__What you need to do__. Take every line from the first down to the line with "const [value, setValue]" and set it down exactly, without the pictures.

__Records for this exercise__.
┌──
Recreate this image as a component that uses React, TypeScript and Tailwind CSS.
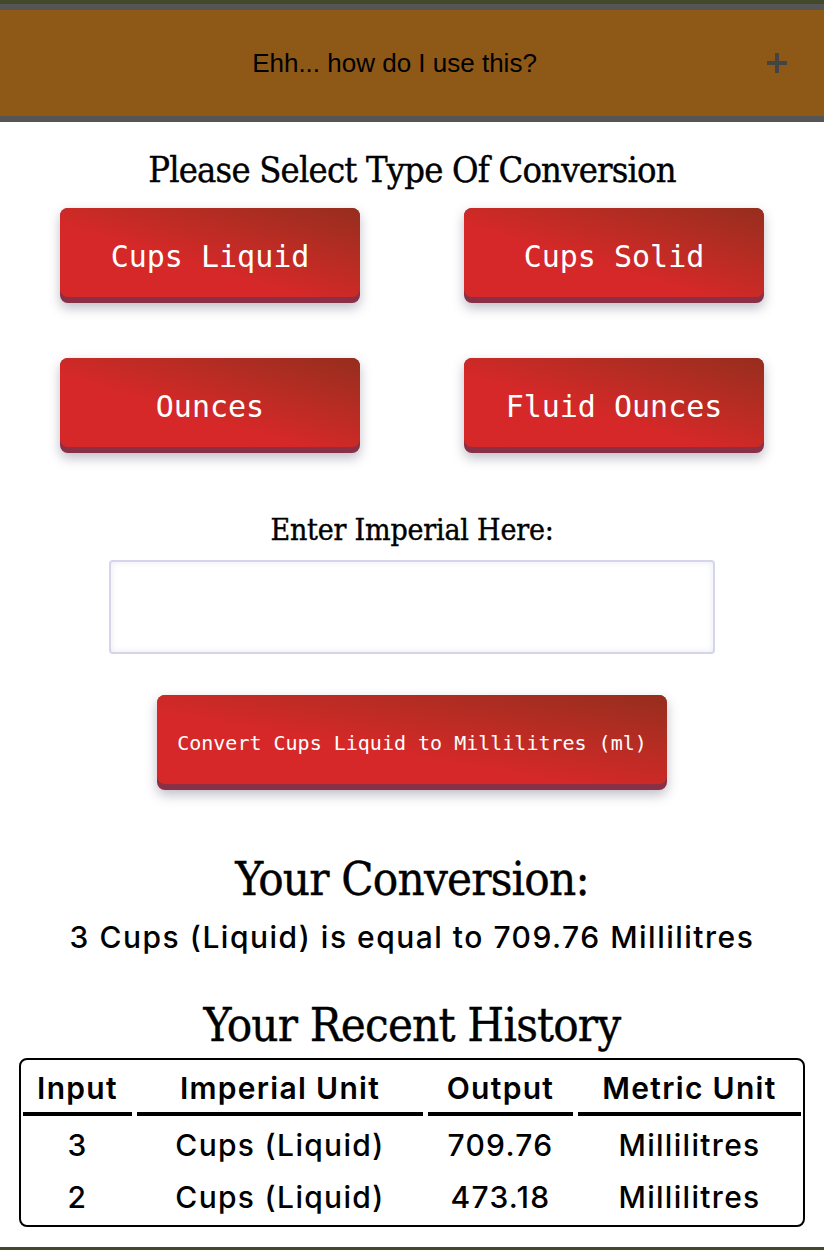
import { useState } from "react";

const types = ["Cups Liquid", "Cups Solid", "Ounces", "Fluid Ounces"];

const history = [
  { input: "3", unit: "Cups (Liquid)", output: "709.76", metric: "Millilitres" },
  { input: "2", unit: "Cups (Liquid)", output: "473.18", metric: "Millilitres" },
];

const serif = "font-['DejaVu_Serif_Condensed','DejaVu_Serif',serif] [-webkit-text-stroke:0.4px_black]";
const sans = "font-['Inter',sans-serif]";
const mono = "font-['DejaVu_Sans_Mono',monospace]";

function RedButton({ label, className, textClass }: { label: string; className: string; textClass: string }) {
  return (
    <button
      className={`rounded-lg bg-[#8a3046] pb-[6px] shadow-[0_5px_12px_rgba(70,70,100,0.35)] ${className}`}
    >
      <div
        className={`flex h-full items-center justify-center pt-[7px] rounded-lg bg-linear-to-tr from-[#d62828] from-40% to-[#962d1e] text-white ${mono} ${textClass}`}
      >
        {label}
      </div>
    </button>
  );
}

export default function App() {
  const [value, setValue] = useState("");

  return (
    <div className="min-h-[1250px] w-full bg-white flex flex-col">
      <div className="h-[4px] bg-[#42482a]" />
      <div className="border-y-[6px] border-[#555555] bg-[#8e5817] h-[118px] flex items-center">
        <div className="flex-1 text-center pl-[22px] text-[26px] text-black font-['Liberation_Sans',sans-serif]">
          Ehh... how do I use this?
        </div>
        <svg width="20" height="20" viewBox="0 0 20 20" className="mr-[37px]">
          <rect x="8" y="0" width="4" height="20" fill="#444" />
          <rect x="0" y="8" width="20" height="4" fill="#444" />
        </svg>
      </div>

      <div className="flex flex-col items-center">
        <h2 className={`mt-[28px] text-[36px] leading-[40px] tracking-[-0.8px] text-black ${serif}`}>
          Please Select Type Of Conversion
        </h2>

        <div className="mt-[18px] grid grid-cols-[300px_300px] gap-x-[104px] gap-y-[55px]">
          {types.map((t) => (
            <RedButton key={t} label={t} className="h-[95px]" textClass="text-[30px]" />
          ))}
        </div>

        <label className={`mt-[61px] text-[30px] leading-[32px] tracking-[-0.2px] text-black ${serif}`}>
          Enter Imperial Here:
        </label>
        <input
          value={value}
          onChange={(e) => setValue(e.target.value)}
          className="mt-[14px] w-[606px] h-[94px] rounded-[4px] border-2 border-[#d4d4ea] bg-white shadow-[inset_0_0_6px_rgba(200,200,230,0.4)] outline-none"
        />

        <RedButton
          label="Convert Cups Liquid to Millilitres (ml)"
          className="mt-[41px] w-[510px] h-[95px]"
          textClass="text-[20px]"
        />

        <h2 className={`mt-[64px] text-[47px] leading-[50px] tracking-[-0.8px] text-black ${serif}`}>
          Your Conversion:
        </h2>
        <p className={`mt-[15px] text-[30px] leading-[36px] font-medium tracking-[1.5px] text-black ${sans}`}>
          3 Cups (Liquid) is equal to 709.76 Millilitres
        </p>

        <h2 className={`mt-[44px] text-[47px] leading-[52px] tracking-[-0.8px] text-black ${serif}`}>
          Your Recent History
        </h2>

        <div className="mt-[7px] w-[786px] rounded-lg border-2 border-black pb-[5px]">
          <table
            className={`-mx-[3px] w-[calc(100%+6px)] border-separate border-spacing-x-[5px] border-spacing-y-0 text-black ${sans}`}
          >
            <thead>
              <tr className="text-[30px] font-semibold tracking-[1.3px]">
                <th className="w-[109px] border-b-4 border-black h-[56px] pt-[4px] font-semibold">Input</th>
                <th className="w-[286px] border-b-4 border-black pt-[4px] font-semibold">Imperial Unit</th>
                <th className="w-[145px] border-b-4 border-black pt-[4px] font-semibold">Output</th>
                <th className="border-b-4 border-black pt-[4px] font-semibold">Metric Unit</th>
              </tr>
            </thead>
            <tbody>
              {history.map((h, i) => (
                <tr key={i} className="text-[30px] font-medium tracking-[1.3px] text-center h-[52px]">
                  <td className="pt-[6px]">{h.input}</td>
                  <td className="pt-[6px]">{h.unit}</td>
                  <td className="pt-[6px]">{h.output}</td>
                  <td className="pt-[6px]">{h.metric}</td>
                </tr>
              ))}
            </tbody>
          </table>
        </div>
      </div>

      <div className="mt-auto h-[3px] bg-[#42482a]" />
    </div>
  );
}
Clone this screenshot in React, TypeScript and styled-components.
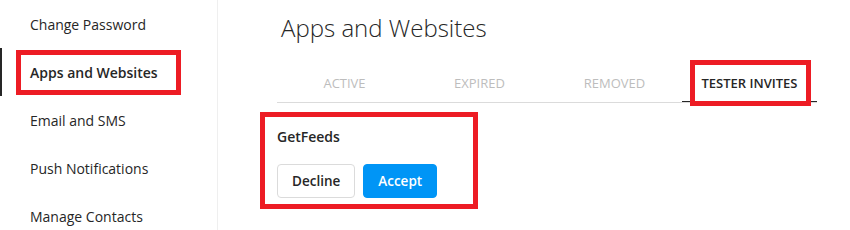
import styled, { createGlobalStyle } from "styled-components";

const GlobalStyle = createGlobalStyle`
  body {
    margin: 0;
    background: #ffffff;
    font-family: "Open Sans", "Noto Sans", sans-serif;
    color: #262626;
  }
`;

const Page = styled.div`
  display: flex;
  flex-direction: row;
  height: 230px;
  overflow: hidden;
`;

const Sidebar = styled.nav`
  width: 217px;
  flex-shrink: 0;
  border-right: 1px solid #efefef;
  display: flex;
  flex-direction: column;
`;

const NavItem = styled.div<{ $active?: boolean }>`
  height: 48px;
  flex-shrink: 0;
  display: flex;
  align-items: center;
  padding-left: ${(p) => (p.$active ? 28 : 30)}px;
  border-left: ${(p) => (p.$active ? "2px solid #262626" : "none")};
  font-size: 14px;
  font-weight: ${(p) => (p.$active ? 600 : 400)};
  color: #262626;
`;

// red annotation frame drawn over the marked element
const Marked = styled.span<{ $t: number; $r: number; $b: number; $l: number }>`
  position: relative;
  display: inline-block;
  &::after {
    content: "";
    position: absolute;
    top: ${(p) => -p.$t}px;
    right: ${(p) => -p.$r}px;
    bottom: ${(p) => -p.$b}px;
    left: ${(p) => -p.$l}px;
    border: 5px solid #ed1c24;
    pointer-events: none;
  }
`;

const Main = styled.main`
  flex: 1;
  padding: 0 0 0 59px;
  display: flex;
  flex-direction: column;
`;

const Title = styled.h1`
  margin: 10px 0 0 4px;
  font-size: 24px;
  font-weight: 300;
  color: #262626;
  line-height: 36px;
`;

const Tabs = styled.div`
  width: 540px;
  margin-top: 18px;
  display: flex;
  border-bottom: 1px solid #dbdbdb;
`;

const Tab = styled.div<{ $active?: boolean }>`
  width: 135px;
  height: 38px;
  display: flex;
  align-items: center;
  justify-content: center;
  font-size: 13px;
  text-transform: uppercase;
  color: ${(p) => (p.$active ? "#262626" : "#bdbdbd")};
  font-weight: ${(p) => (p.$active ? 600 : 400)};
  box-shadow: ${(p) => (p.$active ? "inset 0 -1px 0 #262626" : "none")};
  margin-bottom: -1px;
  border-bottom: 1px solid transparent;
`;

const Card = styled.div`
  margin-top: 25px;
  display: flex;
  flex-direction: column;
  align-items: flex-start;
`;

const AppName = styled.div`
  font-size: 14px;
  font-weight: 600;
  color: #262626;
  line-height: 18px;
`;

const Actions = styled.div`
  display: flex;
  gap: 8px;
  margin-top: 18px;
`;

const Button = styled.button<{ $primary?: boolean }>`
  height: 34px;
  padding: 0 14px;
  border-radius: 4px;
  font-family: inherit;
  font-size: 13.5px;
  font-weight: 600;
  cursor: pointer;
  border: 1px solid ${(p) => (p.$primary ? "#0095f6" : "#dbdbdb")};
  background: ${(p) => (p.$primary ? "#0095f6" : "#ffffff")};
  color: ${(p) => (p.$primary ? "#ffffff" : "#262626")};
`;

const navItems = [
  "Change Password",
  "Apps and Websites",
  "Email and SMS",
  "Push Notifications",
  "Manage Contacts",
];

const tabs = ["Active", "Expired", "Removed", "Tester Invites"];

export default function App() {
  return (
    <>
      <GlobalStyle />
      <Page>
        <Sidebar>
          {navItems.map((item, i) =>
            i === 1 ? (
              <NavItem key={item} $active>
                <Marked $t={13} $r={23} $b={13} $l={14}>
                  {item}
                </Marked>
              </NavItem>
            ) : (
              <NavItem key={item}>{item}</NavItem>
            )
          )}
        </Sidebar>
        <Main>
          <Title>Apps and Websites</Title>
          <Tabs>
            {tabs.map((t, i) =>
              i === 3 ? (
                <Tab key={t} $active>
                  <Marked $t={14} $r={13} $b={14} $l={12}>
                    {t}
                  </Marked>
                </Tab>
              ) : (
                <Tab key={t}>{t}</Tab>
              )
            )}
          </Tabs>
          <Card>
            <Marked $t={16} $r={41} $b={11} $l={17}>
              <AppName>GetFeeds</AppName>
              <Actions>
                <Button>Decline</Button>
                <Button $primary>Accept</Button>
              </Actions>
            </Marked>
          </Card>
        </Main>
      </Page>
    </>
  );
}
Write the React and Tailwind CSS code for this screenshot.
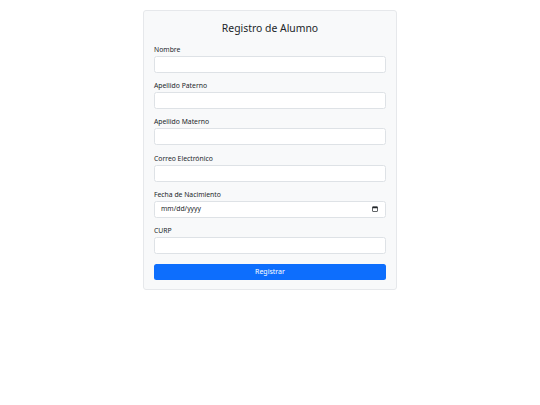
└──
__Task output__.
Recreate this image as a component that uses React, TypeScript and Tailwind CSS.
import { useState } from "react";

const types = ["Cups Liquid", "Cups Solid", "Ounces", "Fluid Ounces"];

const history = [
  { input: "3", unit: "Cups (Liquid)", output: "709.76", metric: "Millilitres" },
  { input: "2", unit: "Cups (Liquid)", output: "473.18", metric: "Millilitres" },
];

const serif = "font-['DejaVu_Serif_Condensed','DejaVu_Serif',serif] [-webkit-text-stroke:0.4px_black]";
const sans = "font-['Inter',sans-serif]";
const mono = "font-['DejaVu_Sans_Mono',monospace]";

function RedButton({ label, className, textClass }: { label: string; className: string; textClass: string }) {
  return (
    <button
      className={`rounded-lg bg-[#8a3046] pb-[6px] shadow-[0_5px_12px_rgba(70,70,100,0.35)] ${className}`}
    >
      <div
        className={`flex h-full items-center justify-center pt-[7px] rounded-lg bg-linear-to-tr from-[#d62828] from-40% to-[#962d1e] text-white ${mono} ${textClass}`}
      >
        {label}
      </div>
    </button>
  );
}

export default function App() {
  const [value, setValue] = useState("");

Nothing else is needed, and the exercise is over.